Sunday, February 22, 2009

Musings on Friday the 13th...

This isn't a full on review. First of all, I don't want to step on Brandon Peters' toes and second of all, I don't think the film deserves my full attention.

Congratulations on that epic 80% second weekend plunge (more on the box office when the actual figures are announced). It takes a special kind of disappointment to make The Happening look leggy. My wife and I saw it on a Saturday night, at a major theater. More people died onscreen than were sitting in the auditorium. And yes, even my wife was stunned at its ineptness (and she likes those Sci-Fi Channel horror craptaculars). It's also the rare movie that is so dark and hideously photographed that it already resembled a bootleg that was shot by a guy with a camera in the theater.

Having said that... it was not boring. Oh no, it was too strikingly, head-slappingly stupid to be boring. My wife's favorite line was uttered by macho rich kid Trent, who drops his gun in the lake and exclaims, in all seriousness, 'where are you, gun?' To be fair, in what may be a case of me watching far too much Barney/Thomas The Tank Engine of late, I half expected the firearm to answer him with a chipper cartoon voice.

But we both loved the fact that Jason Voorhees seems to be the smartest 'mentally challenged' person in the history of cinema. He's apparently retarded, yet he can create a stunningly complex underground layer that would make Ernst Stavro Blofeld proud. There are animal traps, intricate electrical grids, and alarm bell systems, all cleverly hidden underneath an old turned-over school bus. Oh, and Jason is apparently an expert archer, able to pierce the skull of a swiftly moving target from hundreds of paces (does that new Dark Avengers team over at Marvel have an opening?). Alas, Jason was not smart enough to bring two arrows, so he has to improvise on said target's girlfriend. Good thing she hid underneath just the right dock... otherwise Jason would have had to swim after her, and we all know he has issues with swimming.
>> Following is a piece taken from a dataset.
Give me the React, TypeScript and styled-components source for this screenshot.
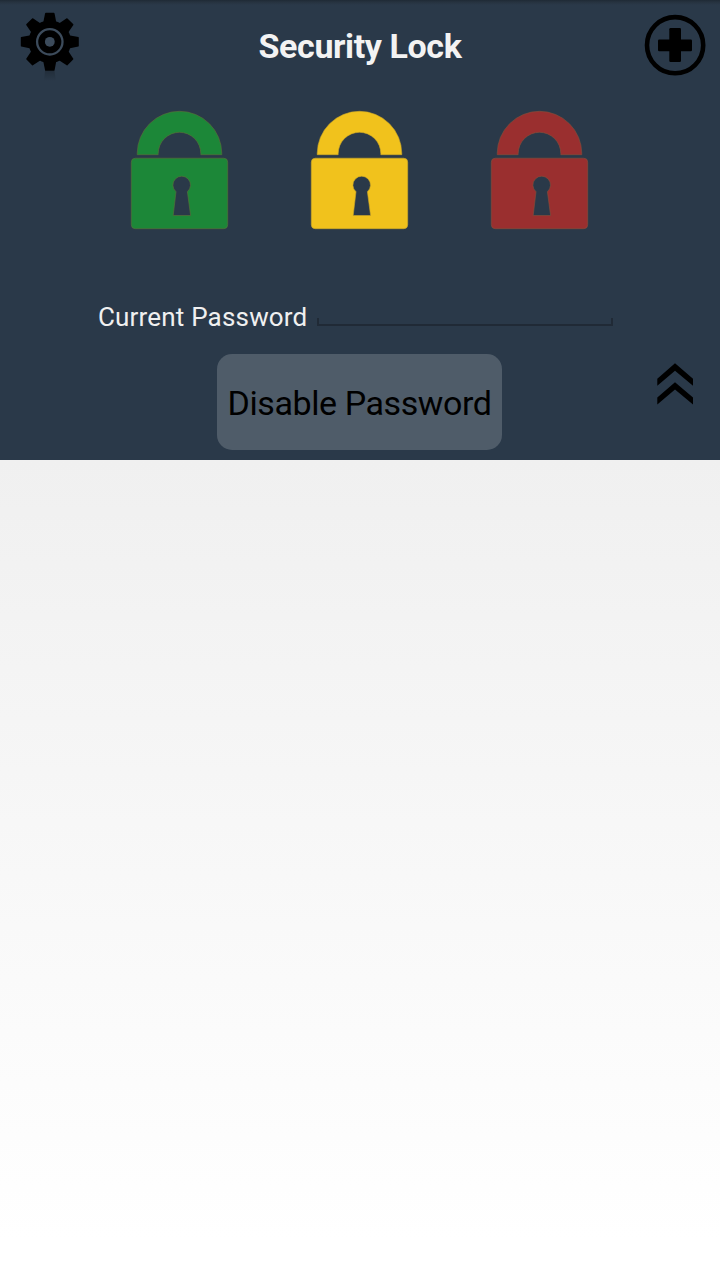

And we loved that Trent was considered a punk for cheating on his girlfriend with the random blond, but that said girlfriend (Jenna) was a-okay for running off with the moody motorcycle-riding drifter who was just looking for his sister. We loved the terrible math on display in the prologue (apparently 2009 is 'nearly 20 years' ago from 1980). I loved the geeky GPS dork, who seemed all too overjoyed at being the fifth wheel, the only guy without a girlfriend in a weekend smoke and sex party. And we love that the recession has apparently hit recognizable character actor Richard Burgi, who shows up for what barely amounts to a cameo. Between him and Xander Berkeley showing up for a walk-on in Taken, times are obviously tough for first season 24 vets (Leslie Hope seems to be pretty busy, although Michael Massee could use a steady gig).

But the very finest element of this 'reimagining' is the apparent revelation that Jason Voorhees is a stone-cold marijuana dealer. That weed bounty that the kids were looking for in the prologue? Apparently, since no other explanation is given, that weed belongs to Jason himself. Yup, old hockey mask isn't just crazed, he's just protecting his crop and his stash. So, ladies and gents, the message of the new Friday the 13th is: "if you mess with Jason's smack, Jason will smack you right back". Well then, bring on the unrated director's cut!